Honestly, I think it’s more about attitude than just running away. You can make it work in every city if you remain positive. There are lists for “the best cities for singles” out there that change every single year. The important thing about a city for singles is: Is it affordable? Are there things to do? Is it walkable? And how many bars and restaurants are there? A lot of the cities that get on the lists are huge cities such as LA. In my opinion, a huge city has a ton of competition and you will be stuck in traffic. A “long distance relationship” might be ten miles away, but takes an hour to get to each other.

Stop saying negative phrases out loud….

Saying things like, “men are trash,” “all the good ones are taken,” and “I will never find the one” are very bad things to say to yourself. Again, your mind wants to be correct so you will end up manifesting toxic men in your life.

Have a dating mantra…

A good mantra to say is, “there are great men everywhere.” Think with an abundant mindset. Also, the saying is sort of true that when you aren’t looking then it will fall into your lap.

Go beyond the apps…

Even just going for a walk in a different part of town or grabbing a to-go coffee that changes your routine can help.
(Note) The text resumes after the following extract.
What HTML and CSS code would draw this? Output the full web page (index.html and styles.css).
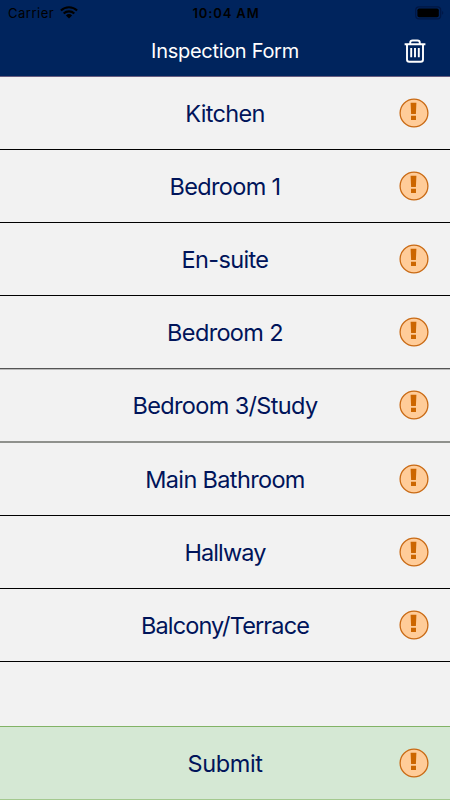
FILE: index.html
```html
<!DOCTYPE html>
<html lang="en">
<head>
    <meta charset="UTF-8">
    <meta name="viewport" content="width=device-width, initial-scale=1.0">
    <title>Inspection Form</title>
    <link rel="stylesheet" href="styles.css">
</head>
<body>
    <!-- shared icon -->
    <svg class="sprite" width="0" height="0">
        <symbol id="alert" viewBox="0 0 30 30">
            <circle cx="15" cy="15" r="13.9" fill="#ffcc99" stroke="#c96a14" stroke-width="1.3"/>
            <path d="M11.6 4.7h5.8l-.5 11.4h-4.8zM12 17.8h5v4.2h-5z" fill="#cc6600"/>
        </symbol>
    </svg>
    <div class="container">
        <header class="header">
            <div class="status-bar">
                <div class="carrier">
                    <span>Carrier</span>
                    <svg width="18" height="13" viewBox="0 0 18 13">
                        <path d="M.9 4.6a11.6 11.6 0 0 1 16.2 0M3.7 7.5a7.6 7.6 0 0 1 10.6 0" fill="none" stroke="#000" stroke-width="2.1"/>
                        <path d="M9 12.6L5.9 9.4a4.5 4.5 0 0 1 6.2 0z"/>
                    </svg>
                </div>
                <div class="time">10:04 AM</div>
                <div class="battery">
                    <svg width="29" height="14" viewBox="0 0 29 14">
                        <rect x=".7" y=".8" width="25" height="12" rx="3.4" fill="none" stroke="#001744" stroke-width="1.2"/>
                        <rect x="2.4" y="2.5" width="21.4" height="8.8" rx="1.8"/>
                        <path d="M27.2 5c1.4.5 1.4 3.3 0 3.8z" fill="#001744"/>
                    </svg>
                </div>
            </div>
            <div class="title-bar">
                <h1 class="title">Inspection Form</h1>
                <button class="delete" aria-label="Delete">
                    <svg width="22" height="24" viewBox="0 0 22 24" fill="none" stroke="#fff" stroke-width="1.9">
                        <path d="M.6 5.2h20.8M6.2 5V3.7Q6.2 1.5 8.6 1.5h4.8q2.4 0 2.4 2.2V5M3 5.2v15.2q0 2.3 2.3 2.3h11.4q2.3 0 2.3-2.3V5.2"/>
                        <path d="M7.2 9v9.3M11 9v9.3M14.8 9v9.3" stroke-width="1.9"/>
                    </svg>
                </button>
            </div>
        </header>
        <main class="rooms">
            <div class="room"><span>Kitchen</span><svg class="alert"><use href="#alert"/></svg></div>
            <div class="room"><span>Bedroom 1</span><svg class="alert"><use href="#alert"/></svg></div>
            <div class="room"><span>En-suite</span><svg class="alert"><use href="#alert"/></svg></div>
            <div class="room dim"><span>Bedroom 2</span><svg class="alert"><use href="#alert"/></svg></div>
            <div class="room soft"><span>Bedroom 3/Study</span><svg class="alert"><use href="#alert"/></svg></div>
            <div class="room"><span>Main Bathroom</span><svg class="alert"><use href="#alert"/></svg></div>
            <div class="room tight"><span>Hallway</span><svg class="alert"><use href="#alert"/></svg></div>
            <div class="room tight"><span>Balcony/Terrace</span><svg class="alert"><use href="#alert"/></svg></div>
        </main>
        <div class="room submit"><span>Submit</span><svg class="alert"><use href="#alert"/></svg></div>
    </div>
</body>
</html>
```

FILE: styles.css
```css
body {
    font-family: Inter, "Liberation Sans", sans-serif;
    background-color: #f2f2f2;
    margin: 0;
}
.sprite {
    display: block;
}
.container {
    display: flex;
    flex-direction: column;
    height: 100vh;
    overflow: hidden;
}
.header {
    background-color: #00245d;
    border-bottom: 1px solid #665c80;
    height: 76px;
    flex-shrink: 0;
}
.status-bar {
    display: grid;
    grid-template-columns: 1fr auto 1fr;
    align-items: center;
    height: 25px;
    padding: 0 6px 0 8px;
}
.carrier {
    display: flex;
    align-items: center;
    gap: 6px;
    font-size: 13px;
    letter-spacing: 0.5px;
}
.time {
    font-size: 13px;
    font-weight: 600;
    letter-spacing: 0.85px;
}
.battery {
    display: flex;
    justify-content: flex-end;
}
.title-bar {
    display: grid;
    grid-template-columns: 1fr auto 1fr;
    align-items: center;
    height: 51px;
    padding: 0 24px;
}
.title {
    grid-column: 2;
    margin: 0;
    color: white;
    font-size: 20px;
    font-weight: 400;
    letter-spacing: -0.3px;
}
.delete {
    display: flex;
    justify-self: end;
    background: none;
    border: none;
    padding: 0;
    cursor: pointer;
}
.rooms {
    flex: 1;
}
.room {
    display: grid;
    grid-template-columns: 1fr auto 1fr;
    align-items: center;
    box-sizing: border-box;
    height: 73px;
    padding: 0 21px;
    border-bottom: 1px solid black;
    color: #00145a;
    font-size: 23.5px;
    letter-spacing: -0.65px;
}
.room.dim {
    border-bottom-color: #555;
    box-shadow: 0 1px #bbb;
}
.room.soft {
    height: 74px;
    border-bottom: 2px solid #8f918d;
}
.room.tight {
    letter-spacing: -0.87px;
}
.room span {
    grid-column: 2;
}
.alert {
    width: 30px;
    height: 30px;
    justify-self: end;
}
.room.submit {
    height: 74px;
    flex-shrink: 0;
    background-color: #d5e8d4;
    border-top: 1px solid #82b366;
    border-bottom: 1px solid #a4c98f;
    letter-spacing: -0.4px;
}
```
Obviously, it is more difficult to meet someone in person these days. The important thing right now is to try to flip your negative thinking into positive. This could apply to finding a new job or achieving small goals. Once you practice the abundant mindset it will get easier to use it for dating.

Bottom Line…

It’s easy to blame your city for why you haven’t been on good dates. The reality is that most of your dates will be neutral no matter where you live. Practice abundance in your daily life. Put positive intentions out to the universe and see what happens. If you really want to move to a new city, consider your options carefully. Moving to a large city might make your life harder, not easier. Think about how your life will be and if you can navigate it on a daily basis. However, sometimes taking a big risk can really pay off and change the course of your life. If you choose to stay, then change up your routine and expand your social circle.